| Data to use |
>> start

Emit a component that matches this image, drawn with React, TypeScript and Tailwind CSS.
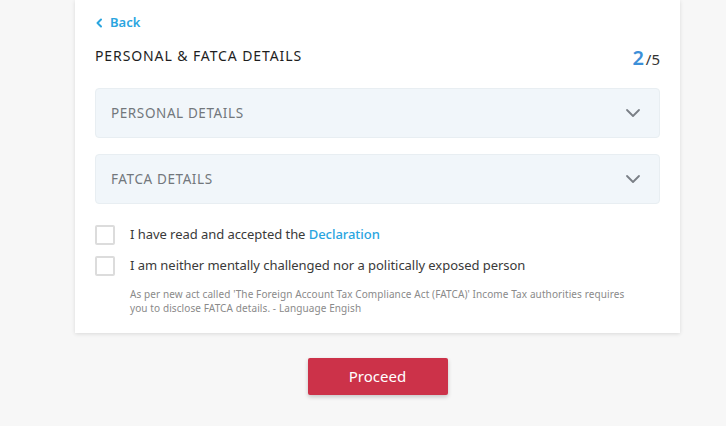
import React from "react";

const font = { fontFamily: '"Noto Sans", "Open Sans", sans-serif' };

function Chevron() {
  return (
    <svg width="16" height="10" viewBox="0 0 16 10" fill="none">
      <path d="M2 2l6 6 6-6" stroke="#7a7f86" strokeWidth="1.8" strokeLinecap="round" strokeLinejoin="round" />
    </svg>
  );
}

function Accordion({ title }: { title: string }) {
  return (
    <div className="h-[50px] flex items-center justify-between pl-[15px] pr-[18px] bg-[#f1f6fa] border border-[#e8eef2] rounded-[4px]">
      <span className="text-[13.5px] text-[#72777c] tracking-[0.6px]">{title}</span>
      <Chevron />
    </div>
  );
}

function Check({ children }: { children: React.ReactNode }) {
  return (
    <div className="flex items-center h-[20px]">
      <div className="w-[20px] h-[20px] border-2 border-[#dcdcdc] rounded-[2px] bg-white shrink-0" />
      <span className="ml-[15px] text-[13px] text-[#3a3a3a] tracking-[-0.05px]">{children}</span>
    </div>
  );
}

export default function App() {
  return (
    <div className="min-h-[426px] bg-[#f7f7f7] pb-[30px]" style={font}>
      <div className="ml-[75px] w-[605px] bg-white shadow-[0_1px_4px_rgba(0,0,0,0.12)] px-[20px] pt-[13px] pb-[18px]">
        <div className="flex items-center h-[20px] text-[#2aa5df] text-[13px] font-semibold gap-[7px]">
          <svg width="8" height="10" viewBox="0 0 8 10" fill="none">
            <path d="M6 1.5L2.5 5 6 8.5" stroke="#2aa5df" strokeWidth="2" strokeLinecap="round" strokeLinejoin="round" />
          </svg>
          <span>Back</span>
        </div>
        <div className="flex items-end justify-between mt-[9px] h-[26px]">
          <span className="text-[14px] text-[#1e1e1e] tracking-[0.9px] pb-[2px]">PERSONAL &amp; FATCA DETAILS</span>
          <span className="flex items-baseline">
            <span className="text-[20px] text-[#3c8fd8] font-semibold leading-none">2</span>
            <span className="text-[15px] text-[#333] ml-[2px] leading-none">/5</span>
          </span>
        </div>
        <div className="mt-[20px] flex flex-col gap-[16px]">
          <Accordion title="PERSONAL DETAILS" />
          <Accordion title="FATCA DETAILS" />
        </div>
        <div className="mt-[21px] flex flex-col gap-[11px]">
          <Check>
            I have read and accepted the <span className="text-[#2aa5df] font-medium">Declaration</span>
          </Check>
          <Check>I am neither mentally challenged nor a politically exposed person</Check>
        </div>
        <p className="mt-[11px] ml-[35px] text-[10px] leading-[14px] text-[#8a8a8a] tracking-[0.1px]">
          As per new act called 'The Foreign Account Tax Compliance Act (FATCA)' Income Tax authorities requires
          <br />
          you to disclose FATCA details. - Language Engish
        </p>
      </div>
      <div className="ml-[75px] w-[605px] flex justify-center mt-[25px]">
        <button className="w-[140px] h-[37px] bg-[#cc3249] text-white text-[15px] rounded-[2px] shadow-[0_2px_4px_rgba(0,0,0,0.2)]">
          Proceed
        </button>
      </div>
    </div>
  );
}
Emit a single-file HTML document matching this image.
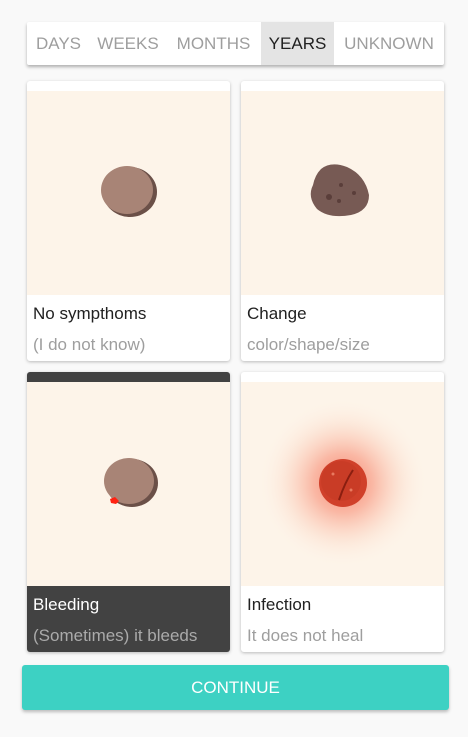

>> end

Above are records to transcribe exactly; leave their pictures out.

| Final result |
Emit a component that matches this image, drawn with React, TypeScript and Tailwind CSS.
import React from "react";

const font = { fontFamily: '"Noto Sans", "Open Sans", sans-serif' };

function Chevron() {
  return (
    <svg width="16" height="10" viewBox="0 0 16 10" fill="none">
      <path d="M2 2l6 6 6-6" stroke="#7a7f86" strokeWidth="1.8" strokeLinecap="round" strokeLinejoin="round" />
    </svg>
  );
}

function Accordion({ title }: { title: string }) {
  return (
    <div className="h-[50px] flex items-center justify-between pl-[15px] pr-[18px] bg-[#f1f6fa] border border-[#e8eef2] rounded-[4px]">
      <span className="text-[13.5px] text-[#72777c] tracking-[0.6px]">{title}</span>
      <Chevron />
    </div>
  );
}

function Check({ children }: { children: React.ReactNode }) {
  return (
    <div className="flex items-center h-[20px]">
      <div className="w-[20px] h-[20px] border-2 border-[#dcdcdc] rounded-[2px] bg-white shrink-0" />
      <span className="ml-[15px] text-[13px] text-[#3a3a3a] tracking-[-0.05px]">{children}</span>
    </div>
  );
}

export default function App() {
  return (
    <div className="min-h-[426px] bg-[#f7f7f7] pb-[30px]" style={font}>
      <div className="ml-[75px] w-[605px] bg-white shadow-[0_1px_4px_rgba(0,0,0,0.12)] px-[20px] pt-[13px] pb-[18px]">
        <div className="flex items-center h-[20px] text-[#2aa5df] text-[13px] font-semibold gap-[7px]">
          <svg width="8" height="10" viewBox="0 0 8 10" fill="none">
            <path d="M6 1.5L2.5 5 6 8.5" stroke="#2aa5df" strokeWidth="2" strokeLinecap="round" strokeLinejoin="round" />
          </svg>
          <span>Back</span>
        </div>
        <div className="flex items-end justify-between mt-[9px] h-[26px]">
          <span className="text-[14px] text-[#1e1e1e] tracking-[0.9px] pb-[2px]">PERSONAL &amp; FATCA DETAILS</span>
          <span className="flex items-baseline">
            <span className="text-[20px] text-[#3c8fd8] font-semibold leading-none">2</span>
            <span className="text-[15px] text-[#333] ml-[2px] leading-none">/5</span>
          </span>
        </div>
        <div className="mt-[20px] flex flex-col gap-[16px]">
          <Accordion title="PERSONAL DETAILS" />
          <Accordion title="FATCA DETAILS" />
        </div>
        <div className="mt-[21px] flex flex-col gap-[11px]">
          <Check>
            I have read and accepted the <span className="text-[#2aa5df] font-medium">Declaration</span>
          </Check>
          <Check>I am neither mentally challenged nor a politically exposed person</Check>
        </div>
        <p className="mt-[11px] ml-[35px] text-[10px] leading-[14px] text-[#8a8a8a] tracking-[0.1px]">
          As per new act called 'The Foreign Account Tax Compliance Act (FATCA)' Income Tax authorities requires
          <br />
          you to disclose FATCA details. - Language Engish
        </p>
      </div>
      <div className="ml-[75px] w-[605px] flex justify-center mt-[25px]">
        <button className="w-[140px] h-[37px] bg-[#cc3249] text-white text-[15px] rounded-[2px] shadow-[0_2px_4px_rgba(0,0,0,0.2)]">
          Proceed
        </button>
      </div>
    </div>
  );
}
Emit a single-file HTML document matching this image.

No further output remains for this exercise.